Editorial-El Mundo
HA BASTADO el primer Consejo de Ministros para comprobar el lastre de las hipotecas con las que Pedro Sánchez arranca su mandato. El levantamiento de los controles financieros a la Generalitat supone una incomprensible e irresponsable cesión a los separatistas en un contexto en el que ni Quim Torra ha ofrecido gestos de distensión ni su Gobierno ha mostrado la más mínima muestra de retornar a la senda completa de la normalidad institucional. Nos parece muy preocupante que el Ejecutivo ordene rebajar los niveles de supervisión de las cuentas del Govern mientras el independentismo mantiene incólume la amenaza de relanzar el procés.
Antes de la moción de censura, tanto Sánchez como el resto de portavoces socialistas se apresuraron a aclarar que, aunque el artículo 155 decayera automáticamente tras la toma de posesión de Torra, consideraban que aún no se daban las condiciones para retirar las estrictas medidas de control de gasto fijadas el pasado septiembre por Cristóbal Montoro –antes del referéndum ilegal del 1 de octubre y de la entrada en vigor del 155– para evitar en el Govern el desvío de fondos hacia «actividades contrarias a la ley». Lo que hizo ayer el Gobierno fue vender como un «gesto» la obligación que tenía, una vez decaído el 155, de levantar el control que obligaba a la banca a comunicar a Hacienda todo pago de la Generalitat que transitara por sus cuentas. Y lo ha hecho aunque una nueva orden ministerial le habría permitido mantenerlo y sin que haya desaparecido «la situación de riesgo para el interés general» en Cataluña. Es evidente que la medida adoptada por Sánchez supone una gracia destinada a allanar el camino para su entrevista con Torra, con quien ayer contactó por teléfono. La portavoz del Gobierno, Isabel Celaá, que no destacó por su claridad, tachó esta decisión de «gesto para la normalización».

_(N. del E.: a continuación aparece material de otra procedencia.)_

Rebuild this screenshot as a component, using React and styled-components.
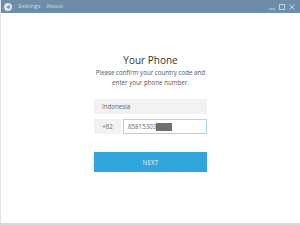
import React from "react";
import styled, { createGlobalStyle } from "styled-components";

const Global = createGlobalStyle`
  html, body { margin: 0; padding: 0; background: #d9d9d9; }
  body { font-family: "Open Sans", "Liberation Sans", sans-serif; }
`;

const Window = styled.div`
  width: 300px;
  height: 223px;
  display: flex;
  flex-direction: column;
  background: #ffffff;
  border-left: 1px solid #e4e4e4;
  box-sizing: border-box;
`;

const TitleBar = styled.div`
  height: 13px;
  background: #6d8daa;
  display: flex;
  align-items: center;
  padding: 0 5px 0 3px;
  gap: 6px;
`;

const Logo = styled.div`
  width: 8px;
  height: 8px;
  border-radius: 50%;
  background: #dbe6f0;
  display: flex;
  align-items: center;
  justify-content: center;
`;

const MenuItem = styled.span`
  font-size: 6px;
  color: #cfdbe7;
  line-height: 13px;
`;

const Spacer = styled.div`
  flex: 1;
`;

const Controls = styled.div`
  display: flex;
  align-items: center;
  gap: 4px;
`;

const Main = styled.div`
  flex: 1;
  display: flex;
  flex-direction: column;
  align-items: center;
  padding-top: 40px;
`;

const Title = styled.div`
  font-size: 10px;
  line-height: 14px;
  color: #333;
`;

const Subtitle = styled.div`
  margin-top: 1px;
  font-size: 6.2px;
  line-height: 10px;
  color: #555;
  text-align: center;
`;

const Form = styled.div`
  margin-top: 11px;
  width: 113px;
  display: flex;
  flex-direction: column;
  gap: 5px;
`;

const Field = styled.div`
  height: 15px;
  background: ${(p) => (p.$active ? "#ffffff" : "#f2f2f2")};
  border: 1px solid ${(p) => (p.$active ? "#a9d6ec" : "#f2f2f2")};
  box-sizing: border-box;
  display: flex;
  align-items: center;
  justify-content: ${(p) => (p.$center ? "center" : "flex-start")};
  padding-left: ${(p) => (p.$center ? "0" : p.$active ? "4px" : "7px")};
  font-size: 6.2px;
  color: #666;
  flex: ${(p) => (p.$grow ? 1 : "none")};
  width: ${(p) => p.$width || "auto"};
`;

const Row = styled.div`
  display: flex;
  gap: 2px;
`;

const Redact = styled.span`
  display: inline-block;
  width: 16px;
  height: 8px;
  background: #707070;
`;

const Button = styled.div`
  margin-top: 13px;
  height: 20px;
  background: #31a6de;
  color: #e8f5fc;
  font-size: 6.2px;
  display: flex;
  align-items: center;
  justify-content: center;
  letter-spacing: 0.2px;
`;

export default function App() {
  return (
    <>
      <Global />
      <Window>
        <TitleBar>
          <Logo>
            <svg width="6" height="6" viewBox="0 0 10 10">
              <path d="M1.5 5 L8.5 2 L7.2 8.5 L4.8 6.8 Z" fill="#6d8daa" />
            </svg>
          </Logo>
          <MenuItem>Settings</MenuItem>
          <MenuItem>About</MenuItem>
          <Spacer />
          <Controls>
            <svg width="6" height="6" viewBox="0 0 6 6">
              <line x1="0" y1="5" x2="6" y2="5" stroke="#c5d3e1" strokeWidth="1" />
            </svg>
            <svg width="6" height="6" viewBox="0 0 6 6">
              <rect x="0.5" y="0.5" width="5" height="5" fill="none" stroke="#c5d3e1" strokeWidth="1" />
            </svg>
            <svg width="6" height="6" viewBox="0 0 6 6">
              <path d="M0.5 0.5 L5.5 5.5 M5.5 0.5 L0.5 5.5" stroke="#c5d3e1" strokeWidth="1" />
            </svg>
          </Controls>
        </TitleBar>
        <Main>
          <Title>Your Phone</Title>
          <Subtitle>
            Please confirm your country code and
            <br />
            enter your phone number.
          </Subtitle>
          <Form>
            <Field>Indonesia</Field>
            <Row>
              <Field $center $width="27px">+62</Field>
              <Field $active $grow>
                85815303
                <Redact />
              </Field>
            </Row>
            <Button>NEXT</Button>
          </Form>
        </Main>
      </Window>
    </>
  );
}
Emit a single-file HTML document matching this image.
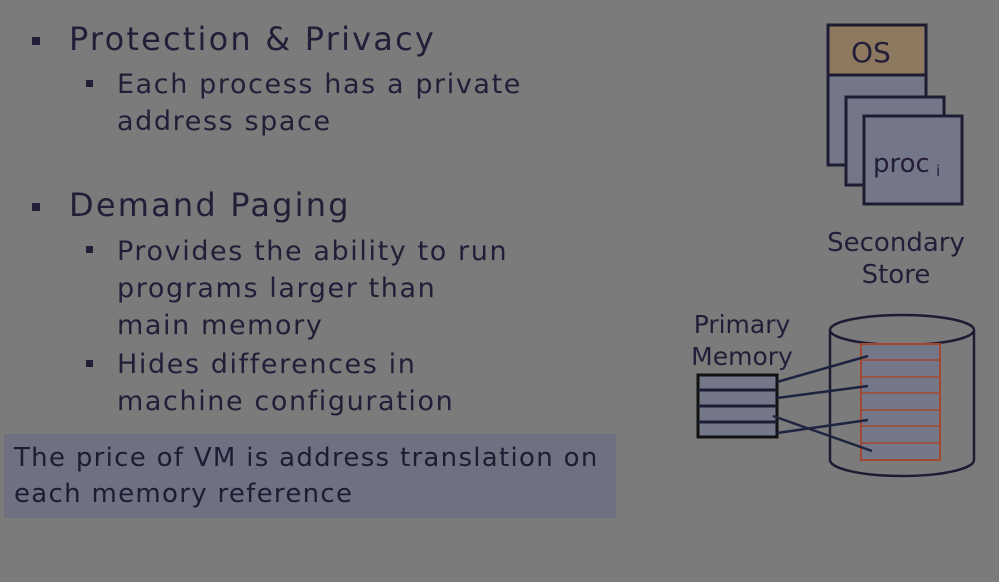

Resulta inexplicable que el Ejecutivo atisbe un escenario de normalización cuando Quim Torra ha proclamado su voluntad de cumplir el «mandato del 1-O», cuando se ha propuesto recuperar el Diplocat y las embajadas en el exterior y cuando ya ha exigido a La Moncloa que desista en los recursos interpuestos ante el Tribunal Constitucional para paralizar las leyes sociales de Puigdemont. Ni siquiera se ha dignado a retirar la pancarta de los presos, motivo por el cual, con toda razón, Inés Arrimadas ha rechazado reunirse con el president. El independentismo no ha dado señales, pese al fin de la intervención estatal, de abrir un periodo que permita el restablecimiento de la normalidad autonómica. Al contrario. Continúa la legitimización del golpe de octubre y la radicalización de un movimiento que ya no disimula su deriva excluyente y xenófoba. La consellera de Cultura no tiene empacho en calificar el castellano como «una lengua de imposición» y un centenar de independentistas, cegados por el sectarismo, boicotearon el jueves por la tarde la conferencia sobre Cervantes del prestigioso historiador Ricardo García Cárcel organizada por Sociedad Civil Catalana en la Universidad de Barcelona. Las hordas secesionistas siguen empecinadas en recrudecer el hostigamiento al disidente, exhibiendo actitudes más propias del fascismo que de un país democrático. El rector de la UB debe dar explicaciones en el Parlament tras este intolerable ataque.
En todo caso, el hecho de que los radicales campen a sus anchas por la universidad revela hasta qué punto la gangrena del nacionalpopulismo convierte en pútrido e irrespirable el espacio público en Cataluña. En consecuencia, relajar la respuesta al embate secesionista constituye una irresponsabilidad y una torpeza mayúsculas del Gobierno. Mientras Torra y sus socios mantengan su desafío al orden constitucional, el Ejecutivo no debería sentarse a una mesa a negociar absolutamente nada. Su obligación es preservar el marco legal y garantizar la convivencia. Lo contrario sería un ejercicio de adanismo político que puede salirle muy caro a España.